「始皇帝と大兵馬俑」に行きました。
 行ったのは12月前半だから、もう二ヶ月の話なんですが。

 始皇帝と言えば『キングダム』だ。
 歴史物のネタバレは、どこまでが一般知識なのか線引きが難しい。
 たとえば『本能寺の変』なら、中学生以上はだいたい知っているだろう。
 しかし、『キングダム』の政が今後どうなるのかは微妙な気がする。
 『キングダム』の未来についてネタバレになるかもしれませんが、「始皇帝と大兵馬俑」展の感想です。

 帯鉤(たいこう)というベルトのバックルのような装身具や秦の首都・咸陽で使われていた水道管とかは、初めて知りました。
 水道管がすでにあったとは、ローマにも負けてないですね。
 そういう話も良いんですが、やっぱり目玉は兵馬俑ですよ。

 『キングダム』で信たちが身につける鎧は、おそらく兵馬俑を参考資料としている。
 粘土で再現されているが、皮や金属で四角の小片を作り、ヒモでつなげたものだ。
 身分が上がると上腕をカバーする袖がつく。
 さらに将軍になると胸部分が一枚板で補強されるようだ。
 信もそろそろ将軍の鎧がもらえるか?

 日本の鎧と比較すると、異なる点が二つある。
 手と足の装備だ。

 まず、手の装備について。
 腕や手を守る、手甲がない。
 剣や槍などで戦う時、身体の中でイチバン前にでる部位が手だ。
 つまり、もっとも攻撃が当たりやすい。
 守って損のない部位なんだけどな。

 出土品には見つかっていないが、盾を装備するので手甲をつけていないのかも。
 日本では盾が定着しなかったので、盾代わりにも使える手甲が流行ったのかもしれない。

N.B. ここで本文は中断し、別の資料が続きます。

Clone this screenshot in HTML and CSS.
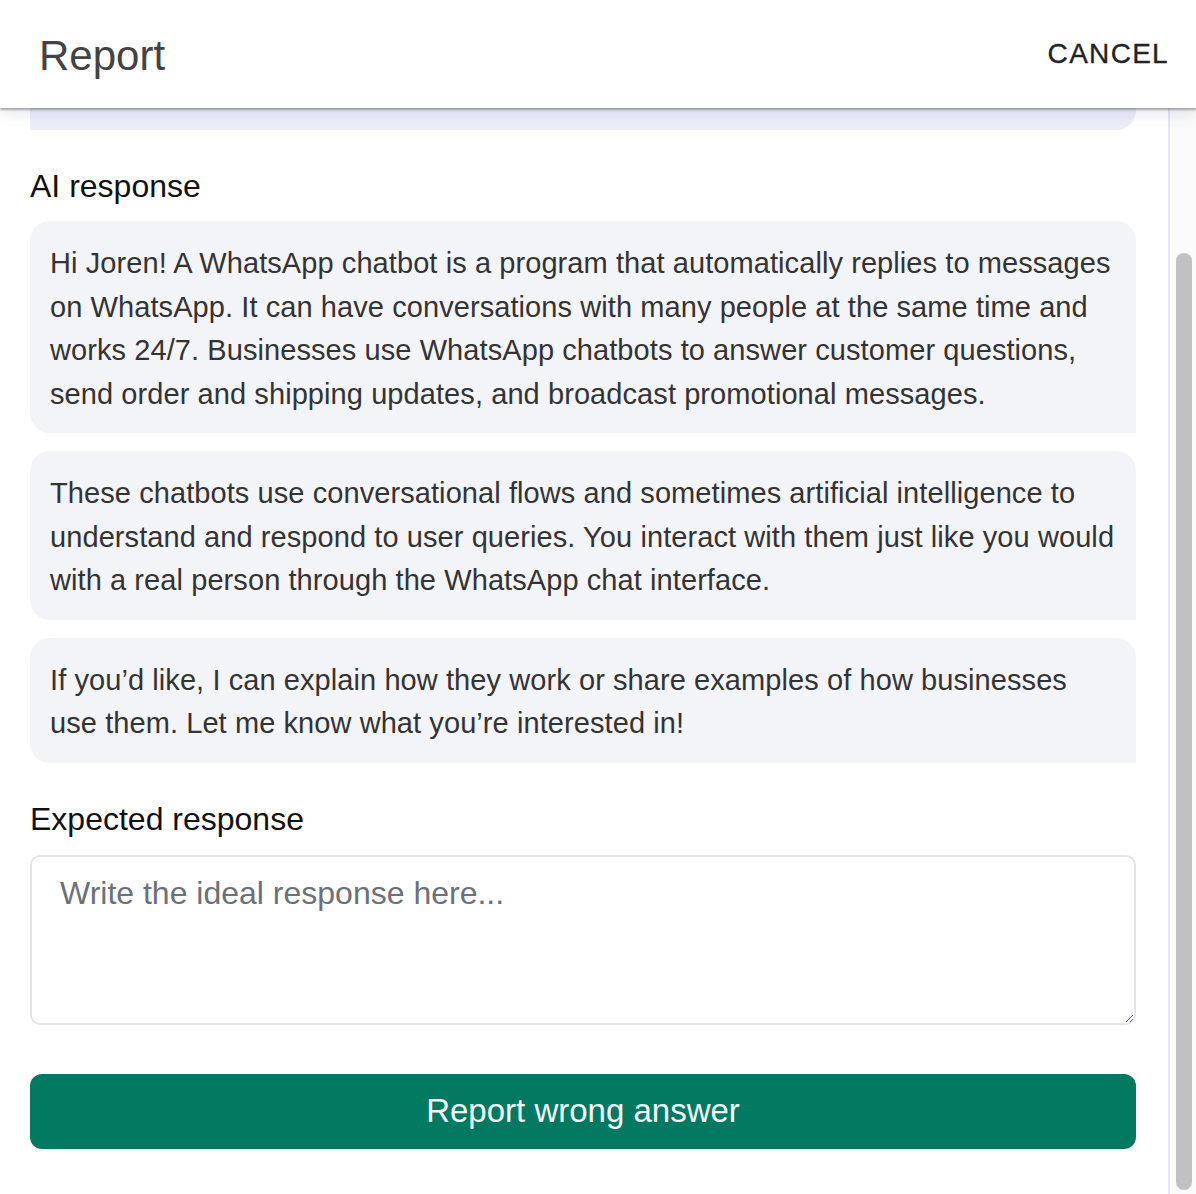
FILE: index.html
```html
<!DOCTYPE html>
<html lang="en">
<head>
<meta charset="utf-8">
<title>Report</title>
<link rel="stylesheet" href="styles.css">
</head>
<body>
<header class="header">
  <h1 class="title">Report</h1>
  <button class="cancel" type="button">CANCEL</button>
</header>
<div class="frame">
  <main class="content">
    <div class="user-bubble"></div>
    <h2 class="label label-first">AI response</h2>
    <div class="bubble">Hi Joren! A WhatsApp chatbot is a program that automatically replies to messages on WhatsApp. It can have conversations with many people at the same time and works 24/7. Businesses use WhatsApp chatbots to answer customer questions, send order and shipping updates, and broadcast promotional messages.</div>
    <div class="bubble">These chatbots use conversational flows and sometimes artificial intelligence to understand and respond to user queries. You interact with them just like you would with a real person through the WhatsApp chat interface.</div>
    <div class="bubble">If you’d like, I can explain how they work or share examples of how businesses use them. Let me know what you’re interested in!</div>
    <h2 class="label label-second">Expected response</h2>
    <textarea class="expected" placeholder="Write the ideal response here..."></textarea>
    <button class="submit" type="button">Report wrong answer</button>
  </main>
  <div class="scrollbar"><div class="thumb"></div></div>
</div>
</body>
</html>
```

FILE: styles.css
```css
* { box-sizing: border-box; }
html, body { margin: 0; padding: 0; }
body {
  height: 1194px;
  overflow: hidden;
  background: #ffffff;
  font-family: "Liberation Sans", Arial, sans-serif;
  color: #333333;
}
.header {
  position: relative;
  z-index: 2;
  height: 108px;
  display: flex;
  justify-content: space-between;
  align-items: flex-start;
  padding: 0 27px 0 39px;
  background: #ffffff;
  box-shadow: 0 2px 2px rgba(0, 0, 0, 0.3), 0 6px 14px rgba(60, 70, 120, 0.12);
}
.title {
  margin: 32px 0 0;
  font-size: 42px;
  line-height: 48px;
  font-weight: 400;
  color: #434343;
}
.cancel {
  margin: 37px 0 0;
  padding: 0;
  border: 0;
  background: none;
  font-family: inherit;
  font-size: 28px;
  line-height: 34px;
  letter-spacing: 1.3px;
  color: #222222;
  -webkit-text-stroke: 0.3px #222222;
}
.frame {
  display: flex;
  height: 1086px;
}
.content {
  flex: 1;
  padding: 0 32px 0 30px;
  border-right: 2px solid #e4e6f3;
}
.user-bubble {
  height: 22px;
  background: #eceefa;
  border-radius: 0 0 20px 0;
}
.label {
  margin: 0;
  font-size: 32px;
  line-height: 36px;
  font-weight: 400;
  color: #111111;
}
.label-first { margin: 38px 0 17px; }
.label-second { margin: 38px 0 18px; }
.bubble {
  background: #f3f4f8;
  border-radius: 20px 20px 0 20px;
  padding: 21px 20px 17px 20px;
  font-size: 29px;
  line-height: 43.5px;
  letter-spacing: 0.08px;
  color: #333333;
  margin-bottom: 18px;
}
.expected {
  display: block;
  width: 100%;
  height: 170px;
  border: 2px solid #e2e4f0;
  border-radius: 10px;
  padding: 15px 28px;
  font-family: inherit;
  font-size: 32px;
  line-height: 43px;
  color: #333333;
  background: #ffffff;
  outline: none;
}
.expected::placeholder { color: #6c7078; }
.submit {
  display: block;
  width: 100%;
  height: 75px;
  margin-top: 49px;
  border: 0;
  border-radius: 12px;
  background: #027a62;
  color: #f6f6fa;
  font-family: inherit;
  font-size: 33px;
}
.scrollbar {
  width: 26px;
  background: #fafafa;
  padding: 145px 4px 0 6px;
}
.thumb {
  width: 16px;
  height: 937px;
  border-radius: 8px;
  background: #c1c1c2;
}
```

 足の装備についてだが、兵馬俑は全員クツをはいている。
 兵種によってタイプは違うが全員クツだ。
 ワラジは一人もいない。

 三国志の劉備は内職でムシロやワラジを編んでいたというエピソードは有名だ。
 映画『レッド・クリフ』でも、ワラジを渡していた。
 時代の差でクツってワケじゃないだろう。
 ワラジは歩きやすく滑りにくいので便利らしいが、摩耗が激しい。
 戦闘中にダメになるリスクを避けて、クツにしているのだろう。

 兵馬俑は始皇帝を守るために存在している。
 つまり、皇帝直属の近衛兵ってワケだ。
 体格・装備・練度が最高級の兵士なのだろう。
 もっと下っ端の兵士は鎧も簡単で、ワラジをはいていたのかもしれない。

 武器の出土物として、弩や矛、戈があった。
 青銅製で、矛は製造年と製作者の名前入りだ。
 しっかり品質管理されているので、素人目にも良くできているのがワカる。

 この時代は、まだ鉄の精製技術が低く、鉄器は硬いがもろい物だった。
 そのため、高価な青銅で作った武器の方が強力なのだ。
 三国志の曹操も矢の鏃(やじり)は青銅製を使うようにと指示したらしい。
 らしいというのは、まだ該当する文章を『三国志』から見つけられていないんですけど。
 とにかく、こういう装備を見ても兵馬俑が精鋭の兵であることがワカる。

 秦王・政が即位してすぐに、この墓と兵馬俑はつくりはじめられた。
 他の国と戦争して併呑している後ろでは、こんな大事業をやっていたのだ。
 つまり、秦にはそれだけの余力があったって事になる。
 その余力を、もうちょっと民に還元してあげたら、秦は長続きしたのかもしれない。